Nigeria has ratified multilateral conventions on tax related treaties to end profit shifting and tax evasion by multinational companies.
The ratification of the treaties Wednesday followed the approval of a memo submitted by the Minister of Finance, Kemi Adeosun, who said this was part of government’s plan to widen its tax base and improve revenue generation.
Mrs. Adeosun said the ratified conventions would enable Nigeria evaluate, amend and cancel existing treaties that are not beneficial to the country. Signing of the convention would also curtail illicit financial flows from and into the country.
Last year, Nigeria reportedly lost about $1 billion last year to tax evasion, and $178 billion to illicit financial flows in the last 10 years.
The government said to address the problem, it would soon start to compel multinational companies operating in Nigeria to provide regular reports on their operations in other countries.
But, the minister said the convention would give Nigeria the right to amend, renegotiate and opt out of some of the treaties already signed by previous administration, that are not appropriate for Nigeria.
“The benefits are the convention will swiftly modify existing bilateral tax treaties to implement tax treaty related matters in a cost efficient manner, instead of individual negotiations and amendment of the treaty.
“It will incorporate into existing tax treaties provisions that will prevent the granting of tax treaty benefit in an appropriate circumstance. It will address tax treaty abuse, promote transparency and drastically curtail illicit financial flows and ultimately increase government tax revenue,” Mrs. Adeosun said.
The Minister briefed the media alongside her counterparts in the ministries of Information and Culture, Lai Mohammed; Power, Works and Housing, Babatunde Fashola and Transport, Rotimi Amaechi.
She explained the administration’s focus on revenue generation and mobilisation as well as part of the work to improve its tax collection.
“One of the means by which major companies evade taxes is a practice called base erosion and profit shifting, which means that the profit that was made in Nigeria using accounting methods to shift it to another country that has little or no tax laws.

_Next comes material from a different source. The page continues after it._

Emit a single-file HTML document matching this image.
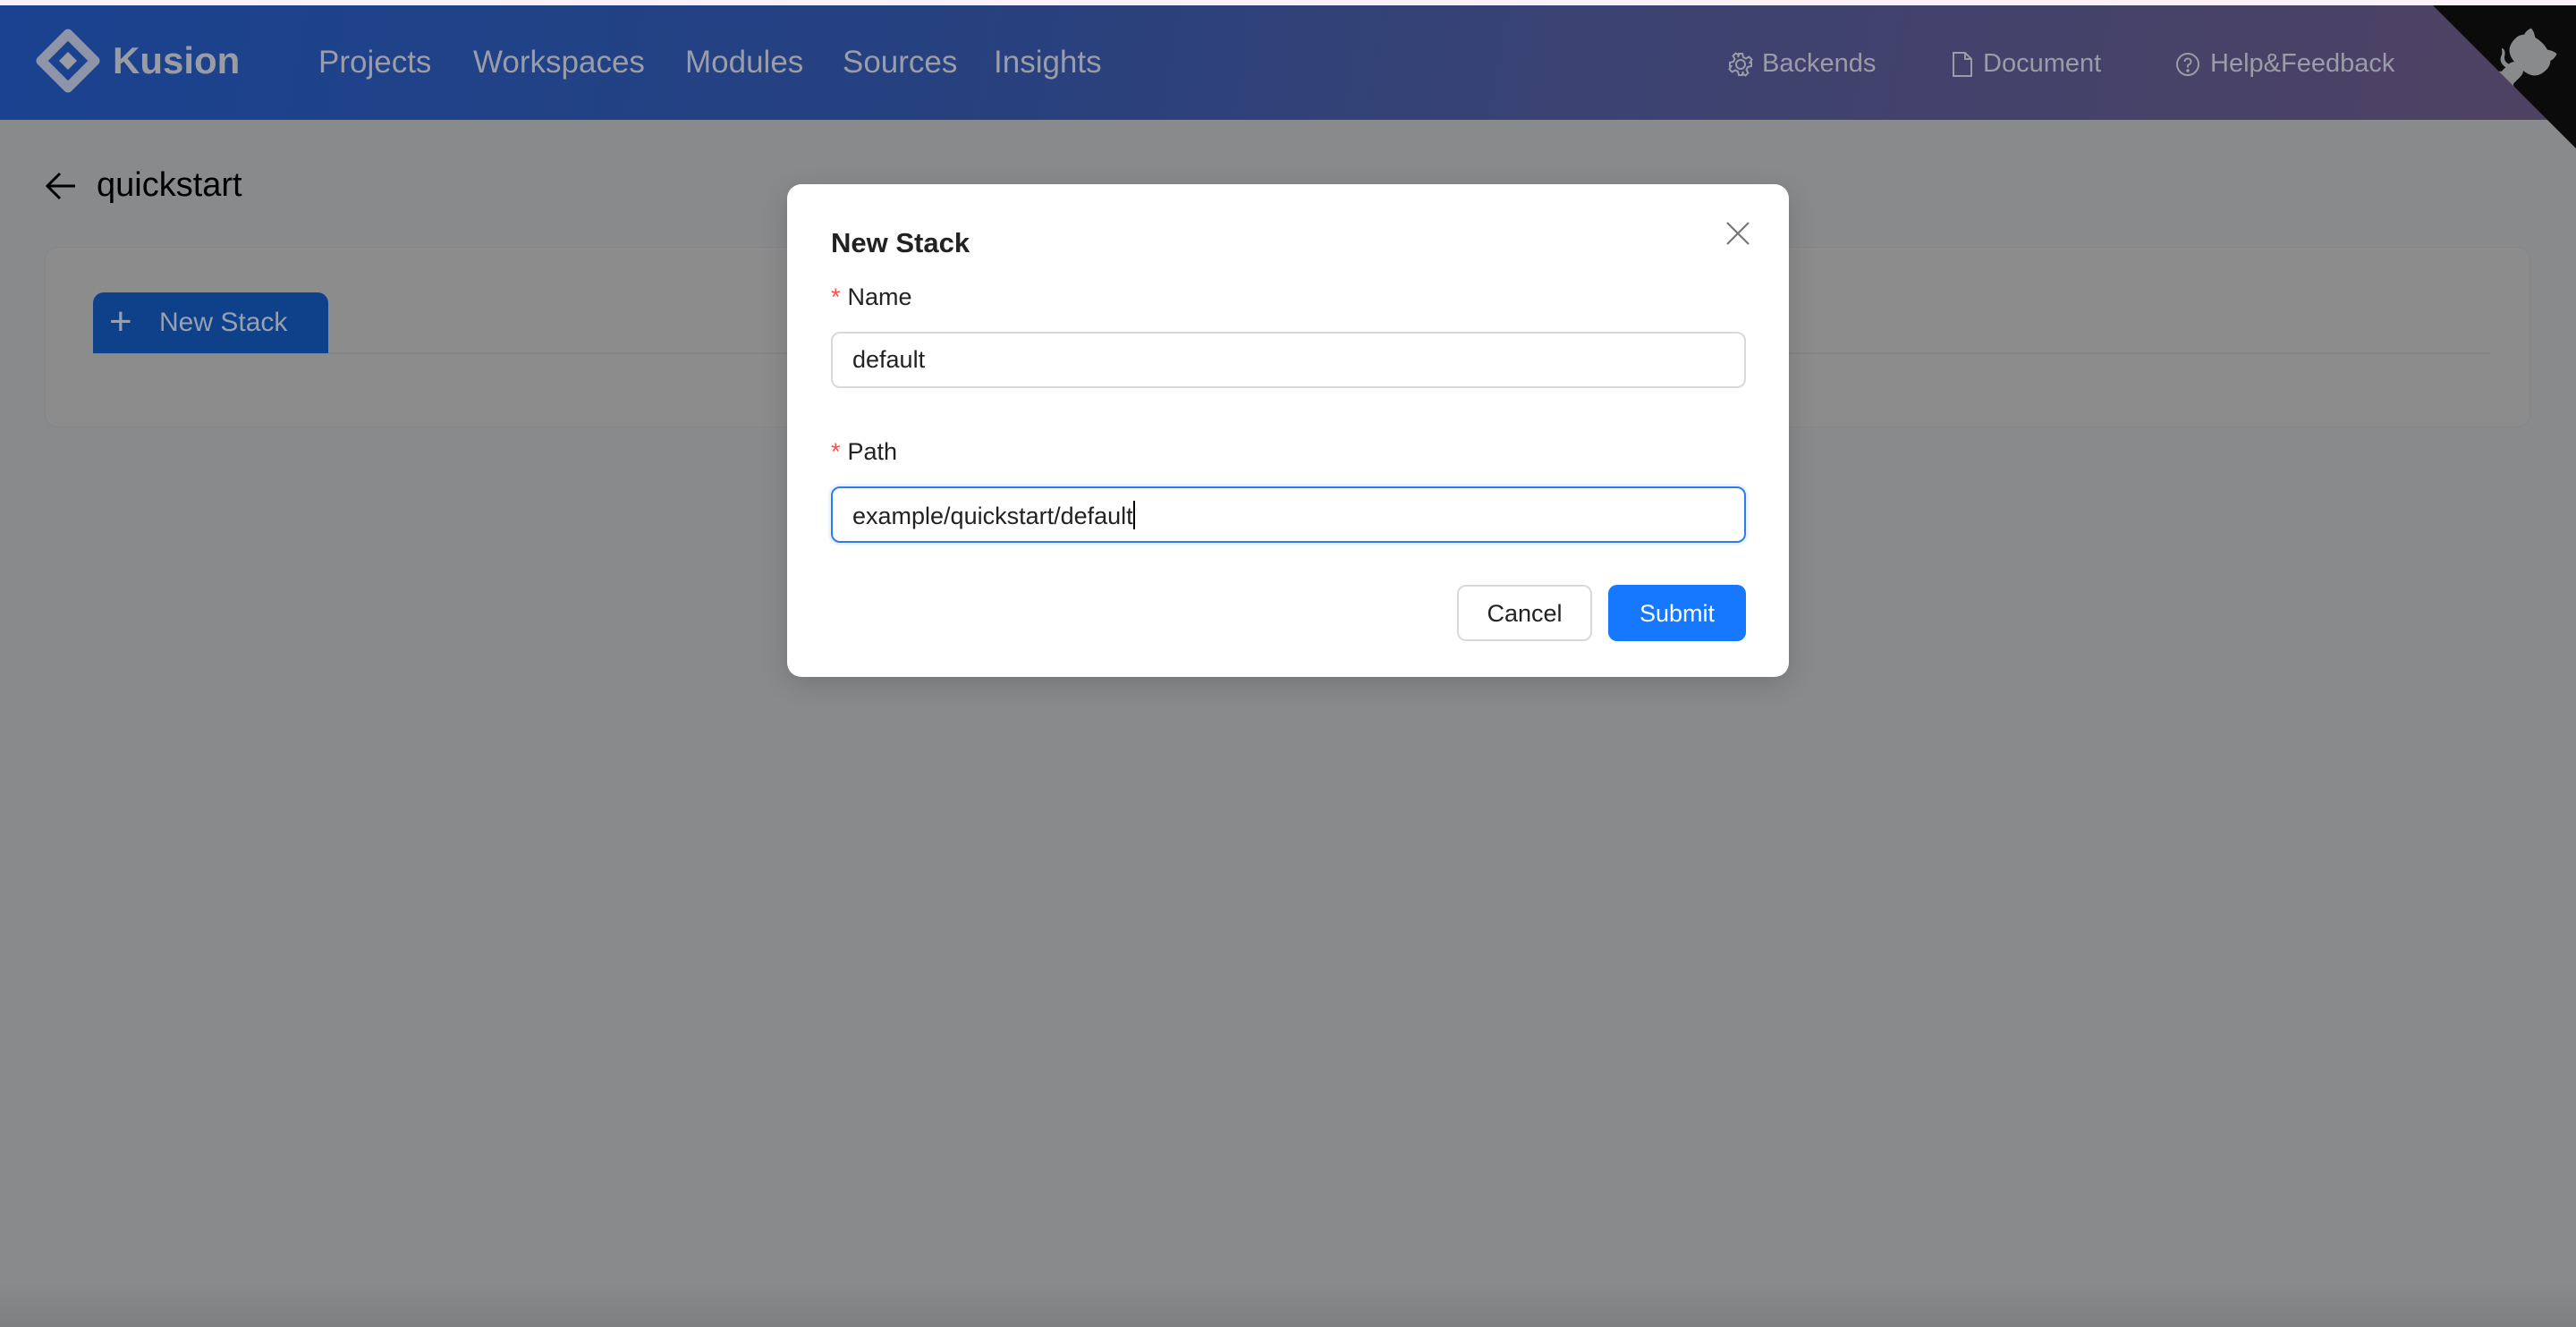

“So, really the country in which profit was generated doesn’t get tax. They go and declare those profits in a country that has very low tax.
“There is a contact among the G-20 countries and the OECD (Organisation for Economic Cooperation and Development) to end this and Nigeria was part of those who negotiated this convention, and today council gave us permission to go and sign the conventions” she said.
She said some of the existing tax treaties with a particular country may claim their national carrier would not pay tax in Nigeria and in exchange with Nigeria’s national carrier would not pay tax in their country, even when Nigeria does not have a national carrier.
Mrs. Adesoun said the government may not be able to retrieve all it lost to tax evasion by multinationals, pointing out that going forward government would tighten the noose to avoid reoccurrence.
The transport minister said other decisions by the Council included approval for the completion of Baro River Port in Niger state in the next four to six months.
He said the Minister of works was also directed to look at the roads leading to the River Port, while his ministry would look at the revival of the narrow gauge to the Port, estimated to gulp about N500million.
Mr. Fashola said approval was given for the reimbursement of Kwara state government with about N7.943billion used for the construction of the Kayamashi road, which serves the Agricultural belt that produces Agro Product between Oyo and Kwara state.